- MATERIAL
◇ ◇ ◇ ◇

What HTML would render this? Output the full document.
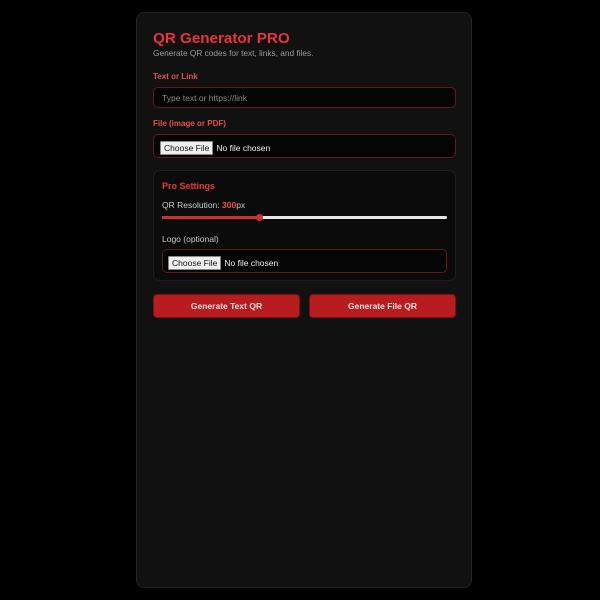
<!DOCTYPE html>
<html><head><style>
*{box-sizing:border-box;margin:0;padding:0}
body{width:600px;height:600px;background:#000;font-family:"Liberation Sans",sans-serif;position:relative;overflow:hidden}
.card{position:absolute;left:136px;top:12px;width:336px;height:576px;background:#111;border:1px solid #262626;border-radius:8px}
.abs{position:absolute}
.t{left:16px;top:17px;font-size:15.2px;font-weight:bold;color:#e8343a}
.sub{left:16px;top:35px;font-size:8.3px;color:#9a9a9a}
.lbl{font-size:8px;font-weight:bold;color:#e05050}
.inp{background:#050505;border:1px solid #5e1a1c;border-radius:5px}
.ph{font-size:8.5px;color:#8a8a8a}
.fb{background:#efefef;border:1px solid #888;color:#111;font-size:8.5px;padding:1px 3px;border-radius:1px;display:inline-block}
.fn{font-size:8.5px;color:#eee;margin-left:3px}
.panel{left:16px;top:157px;width:303px;height:111px;background:#0b0b0b;border:1px solid #1e1e1e;border-radius:7px}
.btn{top:281px;height:24px;width:147px;background:#b71c1f;border:1px solid #7a1214;border-radius:4px;color:#f0e0e0;font-size:8.5px;font-weight:bold;text-align:center;line-height:22px}
</style></head><body>
<div class="card">
<div class="abs t">QR Generator PRO</div>
<div class="abs sub">Generate QR codes for text, links, and files.</div>
<div class="abs lbl" style="left:16px;top:59px">Text or Link</div>
<div class="abs inp" style="left:16px;top:74px;width:303px;height:21px"><span class="abs ph" style="left:8px;top:5px">Type text or https://link</span></div>
<div class="abs lbl" style="left:16px;top:106px">File (image or PDF)</div>
<div class="abs inp" style="left:16px;top:121px;width:303px;height:24px;padding:3px 6px"><span class="fb">Choose File</span><span class="fn">No file chosen</span></div>
<div class="abs panel">
<div class="abs" style="left:8px;top:10px;font-size:9px;font-weight:bold;color:#e53a3a">Pro Settings</div>
<div class="abs" style="left:8px;top:29px;font-size:8.5px;color:#ccc">QR Resolution: <span style="color:#f05050;font-weight:bold">300</span>px</div>
<div class="abs" style="left:8px;top:45px;width:285px;height:3px;background:#e8e8e8;border-radius:2px"></div>
<div class="abs" style="left:8px;top:45px;width:97px;height:3px;background:#d32f2f;border-radius:2px"></div>
<div class="abs" style="left:102px;top:43px;width:7px;height:7px;background:#d32f2f;border-radius:50%"></div>
<div class="abs" style="left:8px;top:63px;font-size:8.5px;color:#ccc">Logo (optional)</div>
<div class="abs inp" style="left:8px;top:78px;width:285px;height:24px;padding:3px 5px"><span class="fb">Choose File</span><span class="fn">No file chosen</span></div>
</div>
<div class="abs btn" style="left:16px">Generate Text QR</div>
<div class="abs btn" style="left:172px">Generate File QR</div>
</div>
</body></html>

◇ ◇ ◇ ◇

- OBJECTIVE
Copy the data exactly. Any picture it contains is to be omitted.

- SOLUTION TO THIS TASK
What HTML would render this? Output the full document.
<!DOCTYPE html>
<html><head><style>
*{box-sizing:border-box;margin:0;padding:0}
body{width:600px;height:600px;background:#000;font-family:"Liberation Sans",sans-serif;position:relative;overflow:hidden}
.card{position:absolute;left:136px;top:12px;width:336px;height:576px;background:#111;border:1px solid #262626;border-radius:8px}
.abs{position:absolute}
.t{left:16px;top:17px;font-size:15.2px;font-weight:bold;color:#e8343a}
.sub{left:16px;top:35px;font-size:8.3px;color:#9a9a9a}
.lbl{font-size:8px;font-weight:bold;color:#e05050}
.inp{background:#050505;border:1px solid #5e1a1c;border-radius:5px}
.ph{font-size:8.5px;color:#8a8a8a}
.fb{background:#efefef;border:1px solid #888;color:#111;font-size:8.5px;padding:1px 3px;border-radius:1px;display:inline-block}
.fn{font-size:8.5px;color:#eee;margin-left:3px}
.panel{left:16px;top:157px;width:303px;height:111px;background:#0b0b0b;border:1px solid #1e1e1e;border-radius:7px}
.btn{top:281px;height:24px;width:147px;background:#b71c1f;border:1px solid #7a1214;border-radius:4px;color:#f0e0e0;font-size:8.5px;font-weight:bold;text-align:center;line-height:22px}
</style></head><body>
<div class="card">
<div class="abs t">QR Generator PRO</div>
<div class="abs sub">Generate QR codes for text, links, and files.</div>
<div class="abs lbl" style="left:16px;top:59px">Text or Link</div>
<div class="abs inp" style="left:16px;top:74px;width:303px;height:21px"><span class="abs ph" style="left:8px;top:5px">Type text or https://link</span></div>
<div class="abs lbl" style="left:16px;top:106px">File (image or PDF)</div>
<div class="abs inp" style="left:16px;top:121px;width:303px;height:24px;padding:3px 6px"><span class="fb">Choose File</span><span class="fn">No file chosen</span></div>
<div class="abs panel">
<div class="abs" style="left:8px;top:10px;font-size:9px;font-weight:bold;color:#e53a3a">Pro Settings</div>
<div class="abs" style="left:8px;top:29px;font-size:8.5px;color:#ccc">QR Resolution: <span style="color:#f05050;font-weight:bold">300</span>px</div>
<div class="abs" style="left:8px;top:45px;width:285px;height:3px;background:#e8e8e8;border-radius:2px"></div>
<div class="abs" style="left:8px;top:45px;width:97px;height:3px;background:#d32f2f;border-radius:2px"></div>
<div class="abs" style="left:102px;top:43px;width:7px;height:7px;background:#d32f2f;border-radius:50%"></div>
<div class="abs" style="left:8px;top:63px;font-size:8.5px;color:#ccc">Logo (optional)</div>
<div class="abs inp" style="left:8px;top:78px;width:285px;height:24px;padding:3px 5px"><span class="fb">Choose File</span><span class="fn">No file chosen</span></div>
</div>
<div class="abs btn" style="left:16px">Generate Text QR</div>
<div class="abs btn" style="left:172px">Generate File QR</div>
</div>
</body></html>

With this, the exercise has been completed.